■ **SET TASK**:
In your copy, leave out the pictures; write out all the data exactly.

========================================================================

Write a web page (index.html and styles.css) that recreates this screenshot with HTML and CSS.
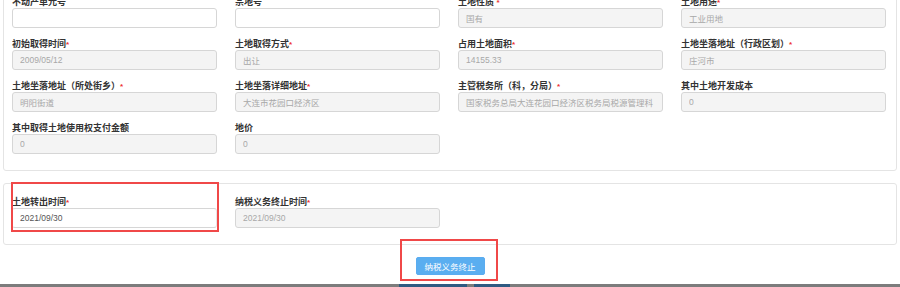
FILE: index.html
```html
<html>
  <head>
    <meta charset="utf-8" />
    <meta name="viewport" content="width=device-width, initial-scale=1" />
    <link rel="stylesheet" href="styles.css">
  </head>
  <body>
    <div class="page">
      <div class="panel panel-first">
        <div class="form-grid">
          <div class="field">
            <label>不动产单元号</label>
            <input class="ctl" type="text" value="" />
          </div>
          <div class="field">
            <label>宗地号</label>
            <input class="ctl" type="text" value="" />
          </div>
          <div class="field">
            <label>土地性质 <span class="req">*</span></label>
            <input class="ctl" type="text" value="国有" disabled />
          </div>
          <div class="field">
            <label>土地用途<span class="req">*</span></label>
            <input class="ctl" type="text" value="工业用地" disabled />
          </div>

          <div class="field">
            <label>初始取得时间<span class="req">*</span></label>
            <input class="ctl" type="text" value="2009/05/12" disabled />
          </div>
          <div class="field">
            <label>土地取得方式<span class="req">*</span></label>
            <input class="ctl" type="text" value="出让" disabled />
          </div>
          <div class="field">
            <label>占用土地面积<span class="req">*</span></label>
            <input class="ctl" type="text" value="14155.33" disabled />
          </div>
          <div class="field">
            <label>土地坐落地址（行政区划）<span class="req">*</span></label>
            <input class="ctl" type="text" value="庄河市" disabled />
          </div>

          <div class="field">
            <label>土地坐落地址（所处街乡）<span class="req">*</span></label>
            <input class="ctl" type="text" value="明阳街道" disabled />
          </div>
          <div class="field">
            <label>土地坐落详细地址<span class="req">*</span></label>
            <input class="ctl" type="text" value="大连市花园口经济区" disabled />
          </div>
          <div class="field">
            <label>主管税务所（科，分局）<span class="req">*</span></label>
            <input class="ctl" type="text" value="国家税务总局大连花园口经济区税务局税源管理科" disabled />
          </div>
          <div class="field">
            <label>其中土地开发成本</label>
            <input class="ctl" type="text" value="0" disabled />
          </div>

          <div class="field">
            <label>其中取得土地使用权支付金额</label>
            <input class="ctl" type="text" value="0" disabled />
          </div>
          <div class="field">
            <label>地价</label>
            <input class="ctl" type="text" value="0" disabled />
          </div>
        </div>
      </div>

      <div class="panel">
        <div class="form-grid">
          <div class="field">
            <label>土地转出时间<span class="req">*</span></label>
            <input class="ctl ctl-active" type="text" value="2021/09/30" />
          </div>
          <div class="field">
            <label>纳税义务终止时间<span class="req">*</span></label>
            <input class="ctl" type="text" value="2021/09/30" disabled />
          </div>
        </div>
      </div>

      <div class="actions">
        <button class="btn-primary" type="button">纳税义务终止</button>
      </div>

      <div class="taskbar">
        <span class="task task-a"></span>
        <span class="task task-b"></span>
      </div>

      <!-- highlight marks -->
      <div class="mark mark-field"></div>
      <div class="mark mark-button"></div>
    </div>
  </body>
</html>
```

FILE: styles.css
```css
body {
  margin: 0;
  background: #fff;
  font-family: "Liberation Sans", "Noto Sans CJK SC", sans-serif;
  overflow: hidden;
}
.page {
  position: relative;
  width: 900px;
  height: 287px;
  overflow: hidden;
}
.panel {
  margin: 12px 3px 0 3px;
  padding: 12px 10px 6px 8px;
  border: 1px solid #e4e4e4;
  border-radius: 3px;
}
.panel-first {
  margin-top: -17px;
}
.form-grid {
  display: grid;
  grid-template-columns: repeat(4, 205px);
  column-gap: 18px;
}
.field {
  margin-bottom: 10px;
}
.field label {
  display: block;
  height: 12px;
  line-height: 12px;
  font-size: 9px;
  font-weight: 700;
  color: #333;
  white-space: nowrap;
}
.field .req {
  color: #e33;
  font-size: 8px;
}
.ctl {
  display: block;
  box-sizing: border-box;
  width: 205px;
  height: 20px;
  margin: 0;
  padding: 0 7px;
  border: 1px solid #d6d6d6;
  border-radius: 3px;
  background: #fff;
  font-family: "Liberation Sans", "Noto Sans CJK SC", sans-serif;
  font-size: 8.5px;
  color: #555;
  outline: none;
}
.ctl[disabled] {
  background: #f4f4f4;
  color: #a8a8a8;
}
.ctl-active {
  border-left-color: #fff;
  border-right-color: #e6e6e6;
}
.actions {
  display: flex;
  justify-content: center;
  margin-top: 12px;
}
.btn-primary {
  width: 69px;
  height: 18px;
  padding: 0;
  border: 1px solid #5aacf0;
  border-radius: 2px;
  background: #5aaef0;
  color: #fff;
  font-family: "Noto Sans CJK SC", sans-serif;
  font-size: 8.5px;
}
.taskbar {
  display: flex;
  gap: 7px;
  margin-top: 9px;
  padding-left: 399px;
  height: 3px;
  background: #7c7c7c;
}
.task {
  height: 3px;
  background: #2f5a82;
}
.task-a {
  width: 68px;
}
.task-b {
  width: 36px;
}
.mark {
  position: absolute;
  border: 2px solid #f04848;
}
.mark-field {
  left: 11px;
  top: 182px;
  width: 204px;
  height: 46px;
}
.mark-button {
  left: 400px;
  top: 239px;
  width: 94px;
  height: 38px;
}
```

========================================================================

■ **THE OUTPUT**:
Write a web page (index.html and styles.css) that recreates this screenshot with HTML and CSS.
FILE: index.html
```html
<html>
  <head>
    <meta charset="utf-8" />
    <meta name="viewport" content="width=device-width, initial-scale=1" />
    <link rel="stylesheet" href="styles.css">
  </head>
  <body>
    <div class="page">
      <div class="panel panel-first">
        <div class="form-grid">
          <div class="field">
            <label>不动产单元号</label>
            <input class="ctl" type="text" value="" />
          </div>
          <div class="field">
            <label>宗地号</label>
            <input class="ctl" type="text" value="" />
          </div>
          <div class="field">
            <label>土地性质 <span class="req">*</span></label>
            <input class="ctl" type="text" value="国有" disabled />
          </div>
          <div class="field">
            <label>土地用途<span class="req">*</span></label>
            <input class="ctl" type="text" value="工业用地" disabled />
          </div>

          <div class="field">
            <label>初始取得时间<span class="req">*</span></label>
            <input class="ctl" type="text" value="2009/05/12" disabled />
          </div>
          <div class="field">
            <label>土地取得方式<span class="req">*</span></label>
            <input class="ctl" type="text" value="出让" disabled />
          </div>
          <div class="field">
            <label>占用土地面积<span class="req">*</span></label>
            <input class="ctl" type="text" value="14155.33" disabled />
          </div>
          <div class="field">
            <label>土地坐落地址（行政区划）<span class="req">*</span></label>
            <input class="ctl" type="text" value="庄河市" disabled />
          </div>

          <div class="field">
            <label>土地坐落地址（所处街乡）<span class="req">*</span></label>
            <input class="ctl" type="text" value="明阳街道" disabled />
          </div>
          <div class="field">
            <label>土地坐落详细地址<span class="req">*</span></label>
            <input class="ctl" type="text" value="大连市花园口经济区" disabled />
          </div>
          <div class="field">
            <label>主管税务所（科，分局）<span class="req">*</span></label>
            <input class="ctl" type="text" value="国家税务总局大连花园口经济区税务局税源管理科" disabled />
          </div>
          <div class="field">
            <label>其中土地开发成本</label>
            <input class="ctl" type="text" value="0" disabled />
          </div>

          <div class="field">
            <label>其中取得土地使用权支付金额</label>
            <input class="ctl" type="text" value="0" disabled />
          </div>
          <div class="field">
            <label>地价</label>
            <input class="ctl" type="text" value="0" disabled />
          </div>
        </div>
      </div>

      <div class="panel">
        <div class="form-grid">
          <div class="field">
            <label>土地转出时间<span class="req">*</span></label>
            <input class="ctl ctl-active" type="text" value="2021/09/30" />
          </div>
          <div class="field">
            <label>纳税义务终止时间<span class="req">*</span></label>
            <input class="ctl" type="text" value="2021/09/30" disabled />
          </div>
        </div>
      </div>

      <div class="actions">
        <button class="btn-primary" type="button">纳税义务终止</button>
      </div>

      <div class="taskbar">
        <span class="task task-a"></span>
        <span class="task task-b"></span>
      </div>

      <!-- highlight marks -->
      <div class="mark mark-field"></div>
      <div class="mark mark-button"></div>
    </div>
  </body>
</html>
```

FILE: styles.css
```css
body {
  margin: 0;
  background: #fff;
  font-family: "Liberation Sans", "Noto Sans CJK SC", sans-serif;
  overflow: hidden;
}
.page {
  position: relative;
  width: 900px;
  height: 287px;
  overflow: hidden;
}
.panel {
  margin: 12px 3px 0 3px;
  padding: 12px 10px 6px 8px;
  border: 1px solid #e4e4e4;
  border-radius: 3px;
}
.panel-first {
  margin-top: -17px;
}
.form-grid {
  display: grid;
  grid-template-columns: repeat(4, 205px);
  column-gap: 18px;
}
.field {
  margin-bottom: 10px;
}
.field label {
  display: block;
  height: 12px;
  line-height: 12px;
  font-size: 9px;
  font-weight: 700;
  color: #333;
  white-space: nowrap;
}
.field .req {
  color: #e33;
  font-size: 8px;
}
.ctl {
  display: block;
  box-sizing: border-box;
  width: 205px;
  height: 20px;
  margin: 0;
  padding: 0 7px;
  border: 1px solid #d6d6d6;
  border-radius: 3px;
  background: #fff;
  font-family: "Liberation Sans", "Noto Sans CJK SC", sans-serif;
  font-size: 8.5px;
  color: #555;
  outline: none;
}
.ctl[disabled] {
  background: #f4f4f4;
  color: #a8a8a8;
}
.ctl-active {
  border-left-color: #fff;
  border-right-color: #e6e6e6;
}
.actions {
  display: flex;
  justify-content: center;
  margin-top: 12px;
}
.btn-primary {
  width: 69px;
  height: 18px;
  padding: 0;
  border: 1px solid #5aacf0;
  border-radius: 2px;
  background: #5aaef0;
  color: #fff;
  font-family: "Noto Sans CJK SC", sans-serif;
  font-size: 8.5px;
}
.taskbar {
  display: flex;
  gap: 7px;
  margin-top: 9px;
  padding-left: 399px;
  height: 3px;
  background: #7c7c7c;
}
.task {
  height: 3px;
  background: #2f5a82;
}
.task-a {
  width: 68px;
}
.task-b {
  width: 36px;
}
.mark {
  position: absolute;
  border: 2px solid #f04848;
}
.mark-field {
  left: 11px;
  top: 182px;
  width: 204px;
  height: 46px;
}
.mark-button {
  left: 400px;
  top: 239px;
  width: 94px;
  height: 38px;
}
```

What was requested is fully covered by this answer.